• [Data shown]
'''

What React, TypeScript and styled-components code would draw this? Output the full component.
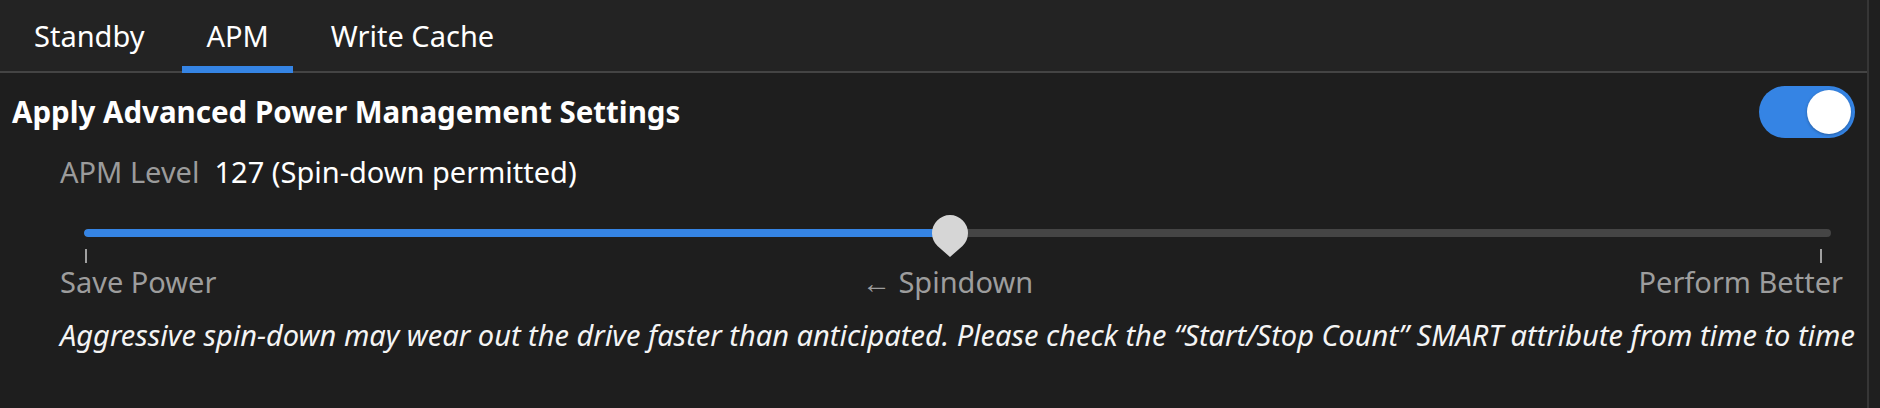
import React from 'react';
import styled, { createGlobalStyle } from 'styled-components';

const GlobalStyle = createGlobalStyle`
  html, body {
    margin: 0;
    padding: 0;
    background: #1e1e1e;
  }
  body {
    font-family: "Noto Sans", "Open Sans", sans-serif;
    color: #ffffff;
  }
`;

const Page = styled.div`
  display: flex;
  width: 1880px;
  height: 408px;
  overflow: hidden;
  background: #1e1e1e;
`;

const Main = styled.div`
  flex: 1;
  display: flex;
  flex-direction: column;
  min-width: 0;
`;

const SideStrip = styled.div`
  width: 11px;
  border-left: 2px solid #363636;
  background: #1f1f1f;
`;

const TabBar = styled.div`
  display: flex;
  align-items: stretch;
  gap: 14px;
  height: 71px;
  padding-left: 10px;
  background: #232323;
  border-bottom: 2px solid #444444;
`;

const Tab = styled.div<{ $active?: boolean }>`
  position: relative;
  display: flex;
  align-items: center;
  padding: 0 24px;
  font-size: 29px;
  line-height: 40px;
  color: #ffffff;

  &::after {
    content: '';
    display: ${(p) => (p.$active ? 'block' : 'none')};
    position: absolute;
    left: 0;
    right: 0;
    bottom: -2px;
    height: 7px;
    background: #3584e4;
  }
`;

const Panel = styled.div`
  display: flex;
  flex-direction: column;
  padding: 13px 12px 0 12px;
`;

const HeaderRow = styled.div`
  display: flex;
  align-items: center;
  justify-content: space-between;
  height: 52px;
`;

const Title = styled.div`
  font-size: 29.5px;
  font-weight: 700;
  line-height: 40px;
`;

const Switch = styled.div<{ $on?: boolean }>`
  display: flex;
  align-items: center;
  justify-content: ${(p) => (p.$on ? 'flex-end' : 'flex-start')};
  width: 96px;
  height: 52px;
  padding: 4px;
  box-sizing: border-box;
  border-radius: 26px;
  background: ${(p) => (p.$on ? '#3584e4' : '#545454')};
`;

const Knob = styled.div`
  width: 44px;
  height: 44px;
  border-radius: 50%;
  background: #ffffff;
  box-shadow: 0 1px 3px rgba(0, 0, 0, 0.3);
`;

const LevelRow = styled.div`
  display: flex;
  gap: 15px;
  margin: 14px 0 0 48px;
  font-size: 29px;
  line-height: 40px;
`;

const LevelLabel = styled.span`
  color: #9b9b9b;
`;

const LevelValue = styled.span`
  color: #ffffff;
`;

const SliderBox = styled.div`
  position: relative;
  height: 52px;
  margin: 19px 24px 0 72px;
`;

const Track = styled.div`
  position: absolute;
  left: 0;
  right: 0;
  top: 18px;
  height: 8px;
  border-radius: 4px;
  background: #454545;
  overflow: hidden;
`;

const Fill = styled.div`
  height: 100%;
  background: #3584e4;
  border-radius: 4px;
`;

const Ticks = styled.div`
  position: absolute;
  left: 0;
  right: 9px;
  top: 38px;
  display: flex;
  justify-content: space-between;
  padding-left: 1px;
`;

const Tick = styled.span`
  width: 2px;
  height: 14px;
  background: #a0a0a0;
`;

const Thumb = styled.svg`
  position: absolute;
  top: 4px;
  width: 36px;
  height: 44px;
  margin-left: -18px;
`;

const MarkLabels = styled.div`
  display: grid;
  grid-template-columns: 1fr auto 1fr;
  margin: -1px 12px 0 48px;
  font-size: 29px;
  line-height: 40px;
  color: #9d9d9d;
`;

const MarkLabel = styled.span<{ $align: 'start' | 'center' | 'end' }>`
  justify-self: ${(p) => p.$align};
  white-space: nowrap;
`;

const CenterMark = styled(MarkLabel)`
  margin-right: 8px;
`;

const Hint = styled.div`
  margin: 13px 0 0 48px;
  font-size: 29px;
  font-style: italic;
  line-height: 40px;
  color: #f4f4f4;
  white-space: nowrap;
`;

const TABS = ['Standby', 'APM', 'Write Cache'];

// value range of the drive's APM level slider
const MIN = 1;
const MAX = 254;
const LEVEL = 127;

const App = () => {
  const ratio = (LEVEL - MIN) / (MAX - MIN);
  // marks sit between 1px and (width - 9px) of the track
  const pos = `calc(1px + (100% - 10px) * ${ratio})`;

  return (
    <>
      <GlobalStyle />
      <Page>
        <Main>
          <TabBar>
            {TABS.map((t) => (
              <Tab key={t} $active={t === 'APM'}>
                {t}
              </Tab>
            ))}
          </TabBar>
          <Panel>
            <HeaderRow>
              <Title>Apply Advanced Power Management Settings</Title>
              <Switch $on>
                <Knob />
              </Switch>
            </HeaderRow>
            <LevelRow>
              <LevelLabel>APM Level</LevelLabel>
              <LevelValue>127 (Spin-down permitted)</LevelValue>
            </LevelRow>
            <SliderBox>
              <Track>
                <Fill style={{ width: pos }} />
              </Track>
              <Ticks>
                <Tick />
                <Tick />
              </Ticks>
              <Thumb style={{ left: pos }} viewBox="0 0 36 44">
                <path d="M18 42 L5.5 31 A18 18 0 1 1 30.5 31 Z" fill="#d6d6d6" />
              </Thumb>
            </SliderBox>
            <MarkLabels>
              <MarkLabel $align="start">Save Power</MarkLabel>
              <CenterMark $align="center">← Spindown</CenterMark>
              <MarkLabel $align="end">Perform Better</MarkLabel>
            </MarkLabels>
            <Hint>
              Aggressive spin-down may wear out the drive faster than anticipated. Please check the “Start/Stop Count” SMART attribute from time to time
            </Hint>
          </Panel>
        </Main>
        <SideStrip />
      </Page>
    </>
  );
};

export default App;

'''

• [Instructions to follow]
Copy out the whole listing exactly, and don't carry over any pictures.

• [The solution]
What React, TypeScript and styled-components code would draw this? Output the full component.
import React from 'react';
import styled, { createGlobalStyle } from 'styled-components';

const GlobalStyle = createGlobalStyle`
  html, body {
    margin: 0;
    padding: 0;
    background: #1e1e1e;
  }
  body {
    font-family: "Noto Sans", "Open Sans", sans-serif;
    color: #ffffff;
  }
`;

const Page = styled.div`
  display: flex;
  width: 1880px;
  height: 408px;
  overflow: hidden;
  background: #1e1e1e;
`;

const Main = styled.div`
  flex: 1;
  display: flex;
  flex-direction: column;
  min-width: 0;
`;

const SideStrip = styled.div`
  width: 11px;
  border-left: 2px solid #363636;
  background: #1f1f1f;
`;

const TabBar = styled.div`
  display: flex;
  align-items: stretch;
  gap: 14px;
  height: 71px;
  padding-left: 10px;
  background: #232323;
  border-bottom: 2px solid #444444;
`;

const Tab = styled.div<{ $active?: boolean }>`
  position: relative;
  display: flex;
  align-items: center;
  padding: 0 24px;
  font-size: 29px;
  line-height: 40px;
  color: #ffffff;

  &::after {
    content: '';
    display: ${(p) => (p.$active ? 'block' : 'none')};
    position: absolute;
    left: 0;
    right: 0;
    bottom: -2px;
    height: 7px;
    background: #3584e4;
  }
`;

const Panel = styled.div`
  display: flex;
  flex-direction: column;
  padding: 13px 12px 0 12px;
`;

const HeaderRow = styled.div`
  display: flex;
  align-items: center;
  justify-content: space-between;
  height: 52px;
`;

const Title = styled.div`
  font-size: 29.5px;
  font-weight: 700;
  line-height: 40px;
`;

const Switch = styled.div<{ $on?: boolean }>`
  display: flex;
  align-items: center;
  justify-content: ${(p) => (p.$on ? 'flex-end' : 'flex-start')};
  width: 96px;
  height: 52px;
  padding: 4px;
  box-sizing: border-box;
  border-radius: 26px;
  background: ${(p) => (p.$on ? '#3584e4' : '#545454')};
`;

const Knob = styled.div`
  width: 44px;
  height: 44px;
  border-radius: 50%;
  background: #ffffff;
  box-shadow: 0 1px 3px rgba(0, 0, 0, 0.3);
`;

const LevelRow = styled.div`
  display: flex;
  gap: 15px;
  margin: 14px 0 0 48px;
  font-size: 29px;
  line-height: 40px;
`;

const LevelLabel = styled.span`
  color: #9b9b9b;
`;

const LevelValue = styled.span`
  color: #ffffff;
`;

const SliderBox = styled.div`
  position: relative;
  height: 52px;
  margin: 19px 24px 0 72px;
`;

const Track = styled.div`
  position: absolute;
  left: 0;
  right: 0;
  top: 18px;
  height: 8px;
  border-radius: 4px;
  background: #454545;
  overflow: hidden;
`;

const Fill = styled.div`
  height: 100%;
  background: #3584e4;
  border-radius: 4px;
`;

const Ticks = styled.div`
  position: absolute;
  left: 0;
  right: 9px;
  top: 38px;
  display: flex;
  justify-content: space-between;
  padding-left: 1px;
`;

const Tick = styled.span`
  width: 2px;
  height: 14px;
  background: #a0a0a0;
`;

const Thumb = styled.svg`
  position: absolute;
  top: 4px;
  width: 36px;
  height: 44px;
  margin-left: -18px;
`;

const MarkLabels = styled.div`
  display: grid;
  grid-template-columns: 1fr auto 1fr;
  margin: -1px 12px 0 48px;
  font-size: 29px;
  line-height: 40px;
  color: #9d9d9d;
`;

const MarkLabel = styled.span<{ $align: 'start' | 'center' | 'end' }>`
  justify-self: ${(p) => p.$align};
  white-space: nowrap;
`;

const CenterMark = styled(MarkLabel)`
  margin-right: 8px;
`;

const Hint = styled.div`
  margin: 13px 0 0 48px;
  font-size: 29px;
  font-style: italic;
  line-height: 40px;
  color: #f4f4f4;
  white-space: nowrap;
`;

const TABS = ['Standby', 'APM', 'Write Cache'];

// value range of the drive's APM level slider
const MIN = 1;
const MAX = 254;
const LEVEL = 127;

const App = () => {
  const ratio = (LEVEL - MIN) / (MAX - MIN);
  // marks sit between 1px and (width - 9px) of the track
  const pos = `calc(1px + (100% - 10px) * ${ratio})`;

  return (
    <>
      <GlobalStyle />
      <Page>
        <Main>
          <TabBar>
            {TABS.map((t) => (
              <Tab key={t} $active={t === 'APM'}>
                {t}
              </Tab>
            ))}
          </TabBar>
          <Panel>
            <HeaderRow>
              <Title>Apply Advanced Power Management Settings</Title>
              <Switch $on>
                <Knob />
              </Switch>
            </HeaderRow>
            <LevelRow>
              <LevelLabel>APM Level</LevelLabel>
              <LevelValue>127 (Spin-down permitted)</LevelValue>
            </LevelRow>
            <SliderBox>
              <Track>
                <Fill style={{ width: pos }} />
              </Track>
              <Ticks>
                <Tick />
                <Tick />
              </Ticks>
              <Thumb style={{ left: pos }} viewBox="0 0 36 44">
                <path d="M18 42 L5.5 31 A18 18 0 1 1 30.5 31 Z" fill="#d6d6d6" />
              </Thumb>
            </SliderBox>
            <MarkLabels>
              <MarkLabel $align="start">Save Power</MarkLabel>
              <CenterMark $align="center">← Spindown</CenterMark>
              <MarkLabel $align="end">Perform Better</MarkLabel>
            </MarkLabels>
            <Hint>
              Aggressive spin-down may wear out the drive faster than anticipated. Please check the “Start/Stop Count” SMART attribute from time to time
            </Hint>
          </Panel>
        </Main>
        <SideStrip />
      </Page>
    </>
  );
};

export default App;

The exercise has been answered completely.